Una situazione complessiva che le aziende non devono sottovalutare. Si è finalmente capito (forse) che fare figli non è una mera scelta privata, ma ha un impatto sulla collettività, della quale gli stessi datori di lavoro fanno parte. Il tema, tuttavia, è cruciale anche perché si lega a quello del capitale umano dell'azienda e dei talenti. Non è un caso che le grandi dimissioni siano seguite a un periodo di pandemia durante il quale molte persone hanno capito che una vita familiare di qualità è fonte primaria di benessere.

Il caso Plasmon

Oltre a presentare la ricerca menzionata sopra, Plasmon ha annunciato l’ingresso nel progetto di Chicco, confermando così l’impegno di entrambe le aziende, insieme a tutte le altre che si stanno unendo alla piattaforma Adamo, nell’identificare soluzioni per creare le condizioni migliori, sul luogo di lavoro, volte sostenere concretamente la genitorialità. Entrambe le realtà hanno iniziato un percorso in questa direzione con iniziative a supporto della genitorialità in azienda, ad esempio i 60 giorni retribuiti al 100% nel congedo parentale richiesto dalla figura secondaria nell’accudimento del bambino, messi a disposizione da Plasmon, oltre ai 10 giorni retribuiti previsti per legge.
Come rileva Konstantinos Delialis, managing director Kraft Heinz Italia/Plasmon, è essenziale "agire all’interno delle organizzazioni con strumenti concreti sulla base delle esigenze espresse direttamente dai lavoratori, quali la flessibilità e congedi parentali inclusivi.

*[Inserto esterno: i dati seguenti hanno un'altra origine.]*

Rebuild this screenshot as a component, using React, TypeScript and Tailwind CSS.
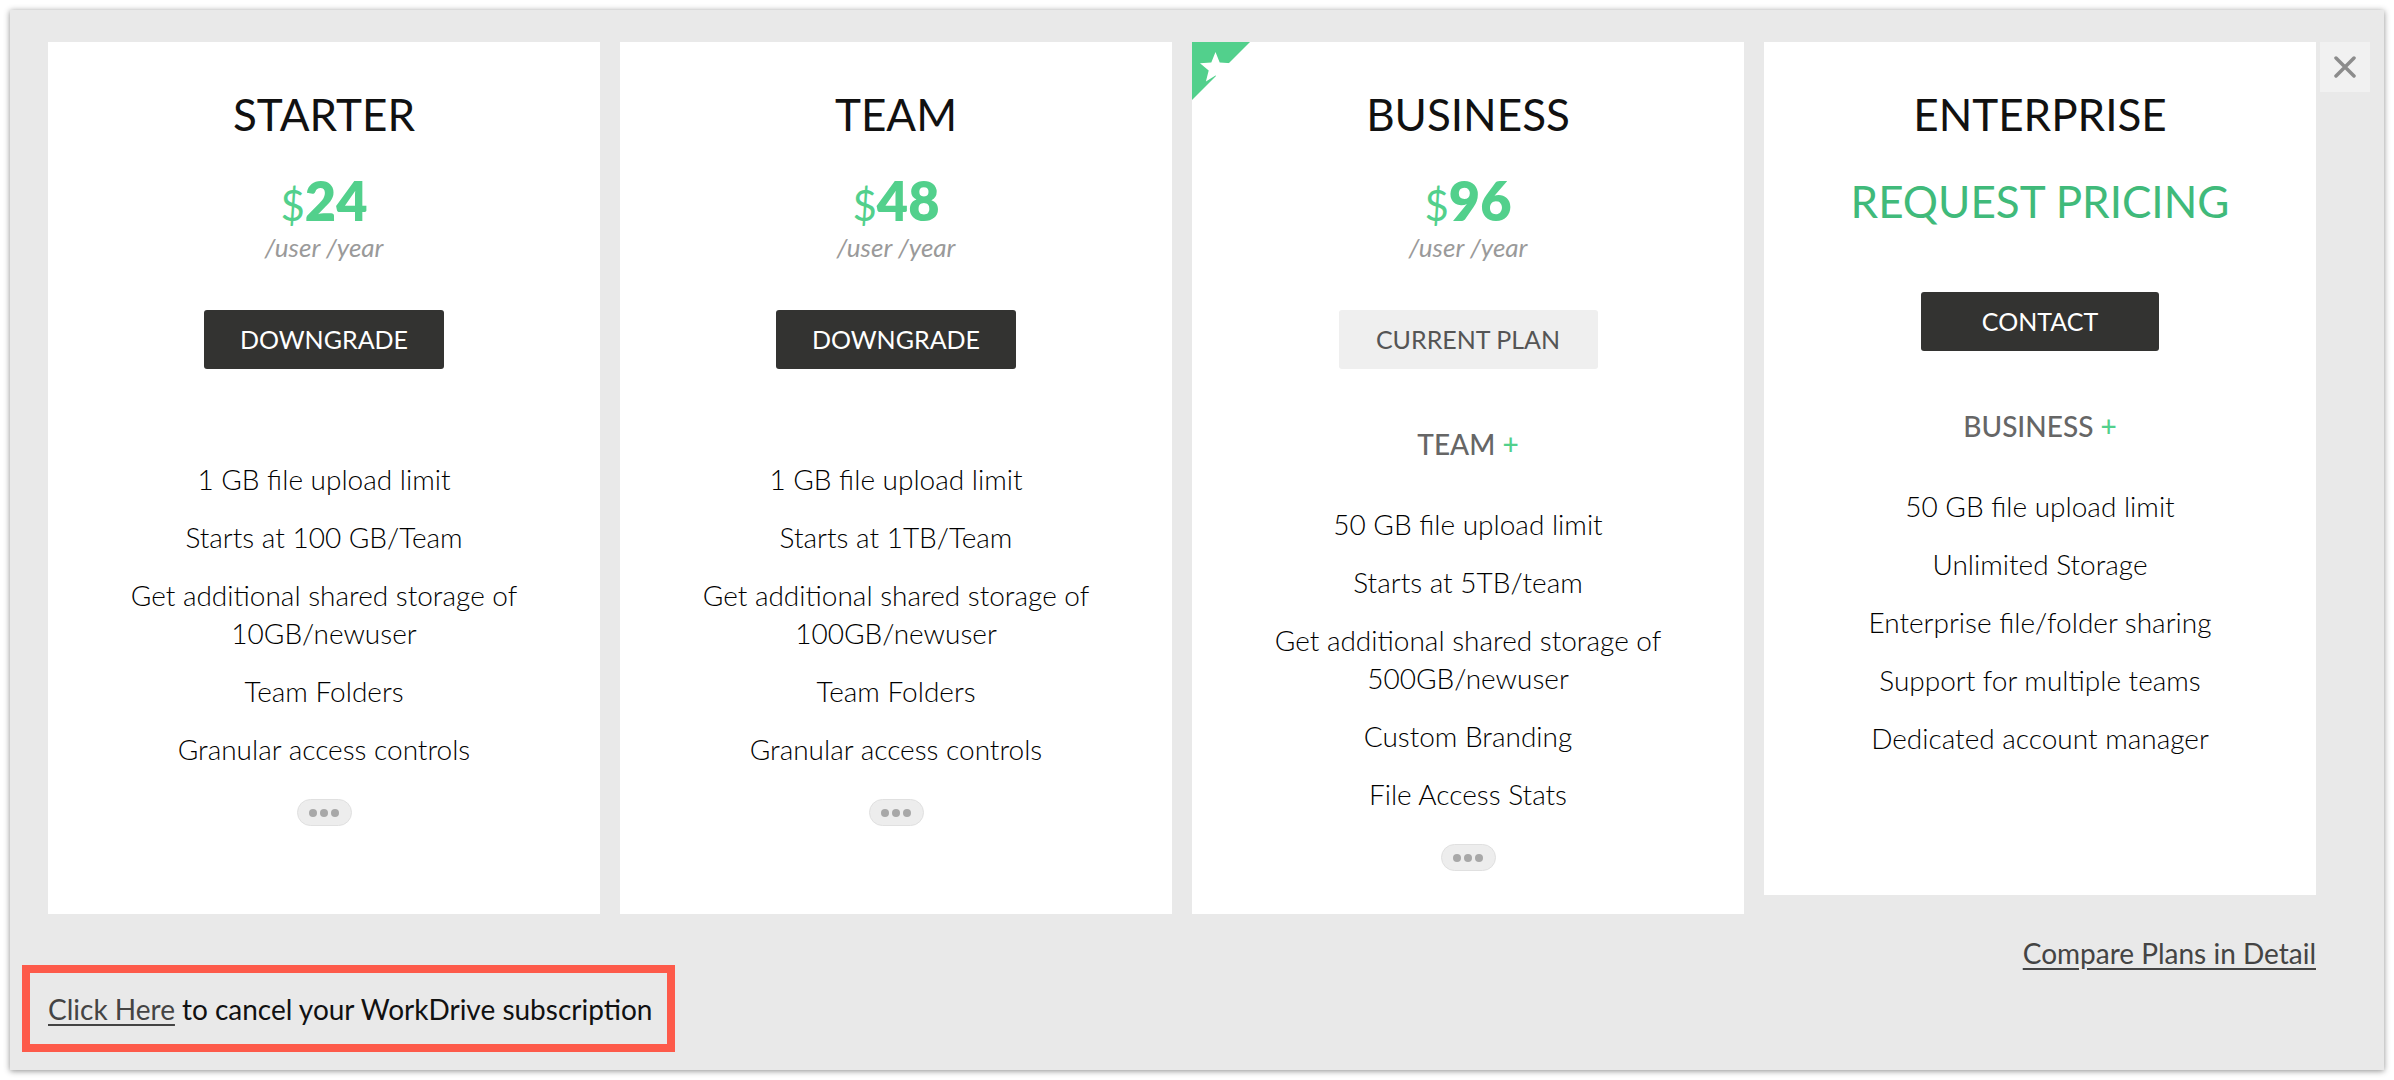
import React from 'react';

interface Plan {
  name: string;
  price?: string;
  button: string;
  current?: boolean;
  base?: string;
  features: string[][];
  more?: boolean;
  featured?: boolean;
}

const PLANS: Plan[] = [
  {
    name: 'STARTER',
    price: '24',
    button: 'DOWNGRADE',
    features: [
      ['1 GB file upload limit'],
      ['Starts at 100 GB/Team'],
      ['Get additional shared storage of', '10GB/newuser'],
      ['Team Folders'],
      ['Granular access controls'],
    ],
    more: true,
  },
  {
    name: 'TEAM',
    price: '48',
    button: 'DOWNGRADE',
    features: [
      ['1 GB file upload limit'],
      ['Starts at 1TB/Team'],
      ['Get additional shared storage of', '100GB/newuser'],
      ['Team Folders'],
      ['Granular access controls'],
    ],
    more: true,
  },
  {
    name: 'BUSINESS',
    price: '96',
    button: 'CURRENT PLAN',
    current: true,
    featured: true,
    base: 'TEAM',
    features: [
      ['50 GB file upload limit'],
      ['Starts at 5TB/team'],
      ['Get additional shared storage of', '500GB/newuser'],
      ['Custom Branding'],
      ['File Access Stats'],
    ],
    more: true,
  },
  {
    name: 'ENTERPRISE',
    button: 'CONTACT',
    base: 'BUSINESS',
    features: [
      ['50 GB file upload limit'],
      ['Unlimited Storage'],
      ['Enterprise file/folder sharing'],
      ['Support for multiple teams'],
      ['Dedicated account manager'],
    ],
  },
];

function StarRibbon() {
  return (
    <svg className="absolute left-0 top-0" width="58" height="58" viewBox="0 0 58 58">
      <polygon points="0,0 58,0 0,58" fill="#52d08c" />
      <polygon
        fill="#ffffff"
        points="23.5,10 27.7,20.6 39,21.3 30.3,28.6 33.1,39.6 23.5,33.5 13.9,39.6 16.7,28.6 8,21.3 19.3,20.6"
      />
    </svg>
  );
}

function MoreDots() {
  return (
    <div className="mt-[31px] flex h-[27px] w-[55px] items-center justify-center gap-[3px] rounded-full border border-[#e0e0e0] bg-[#ededed]">
      <span className="h-[8px] w-[8px] rounded-full bg-[#a8a8a8]" />
      <span className="h-[8px] w-[8px] rounded-full bg-[#a8a8a8]" />
      <span className="h-[8px] w-[8px] rounded-full bg-[#a8a8a8]" />
    </div>
  );
}

function PlanCard({ plan }: { plan: Plan }) {
  const btnWidth = plan.current ? 'w-[259px]' : plan.price ? 'w-[240px]' : 'w-[238px]';
  return (
    <div
      className={`relative flex w-[552px] flex-col items-center bg-white pt-[46px] ${
        plan.price ? 'h-[872px]' : 'h-[853px]'
      }`}
    >
      {plan.featured && <StarRibbon />}
      <h2 className="text-[44px] leading-[52px] font-normal text-[#111111]">{plan.name}</h2>

      {plan.price ? (
        <>
          <div className="mt-[31px] flex items-baseline leading-[60px] text-[#52d08c]">
            <span className="text-[42px] font-normal">$</span>
            <span className="text-[54px] font-extrabold">{plan.price}</span>
          </div>
          <div className="-mt-[3px] text-[26px] leading-[30px] italic text-[#9a9a9a]">/user /year</div>
        </>
      ) : (
        <div className="mt-[37px] text-[44px] leading-[48px] text-[#40ba7a]">REQUEST PRICING</div>
      )}

      <button
        className={`${plan.price ? 'mt-[48px]' : 'mt-[67px]'} ${btnWidth} h-[59px] rounded-[3px] text-[25px] ${
          plan.current ? 'bg-[#efefef] text-[#555555]' : 'bg-[#333331] text-white'
        }`}
      >
        {plan.button}
      </button>

      {plan.base && (
        <div className="mt-[58px] text-[28px] leading-[34px] font-medium text-[#666666]">
          {plan.base} <span className="text-[#52d08c]">+</span>
        </div>
      )}

      <ul className={`${plan.base ? 'mt-[44px]' : 'mt-[91px]'} flex flex-col items-center gap-[20px]`}>
        {plan.features.map((lines, i) => (
          <li key={i} className="text-center text-[28px] leading-[38px] font-light text-[#000000]">
            {lines.map((l, j) => (
              <div key={j}>{l}</div>
            ))}
          </li>
        ))}
      </ul>

      {plan.more && <MoreDots />}
    </div>
  );
}

export default function App() {
  return (
    <div className="min-h-[1080px] w-full bg-white p-[10px] font-['Lato',sans-serif]">
      <div className="h-[1060px] w-[2374px] bg-[#e9e9e9] pl-[12px] pt-[32px] shadow-[0_1px_6px_rgba(0,0,0,0.45)]">
        <div className="ml-[26px] flex items-start">
          <div className="flex items-start gap-[20px]">
            {PLANS.map((p) => (
              <PlanCard key={p.name} plan={p} />
            ))}
          </div>
          <button className="ml-[4px] flex h-[50px] w-[50px] items-center justify-center bg-[#f1f1f1]">
            <svg width="22" height="22" viewBox="0 0 22 22">
              <path d="M2 2 L20 20 M20 2 L2 20" stroke="#8c8c8c" strokeWidth="3.5" strokeLinecap="round" />
            </svg>
          </button>
        </div>

        <div className="ml-[26px] mt-[22px] h-[29px] w-[2268px] text-right">
          <a className="text-[28px] leading-[34px] text-[#444444] underline underline-offset-[4px]">
            Compare Plans in Detail
          </a>
        </div>

        <div className="flex h-[87px] w-[653px] items-center border-[8px] border-[#fd5a4a] pl-[18px] text-[28px] text-[#111111]">
          <a className="text-[#444444] underline underline-offset-[4px]">Click Here</a>
          <span className="ml-[7px]">to cancel your WorkDrive subscription</span>
        </div>
      </div>
    </div>
  );
}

In Plasmon, oltre a garantire i 60 giorni di congedo al secondo genitore, offriamo anche una settimana corta di 4 giorni alle madri di ritorno dalla maternità, in entrambi i casi con retribuzione al 100%. Sono dei primi passi, ma stiamo già lavorando al rafforzamento delle nostre parental policies per garantire un ambiente lavorativo a misura di tutti”.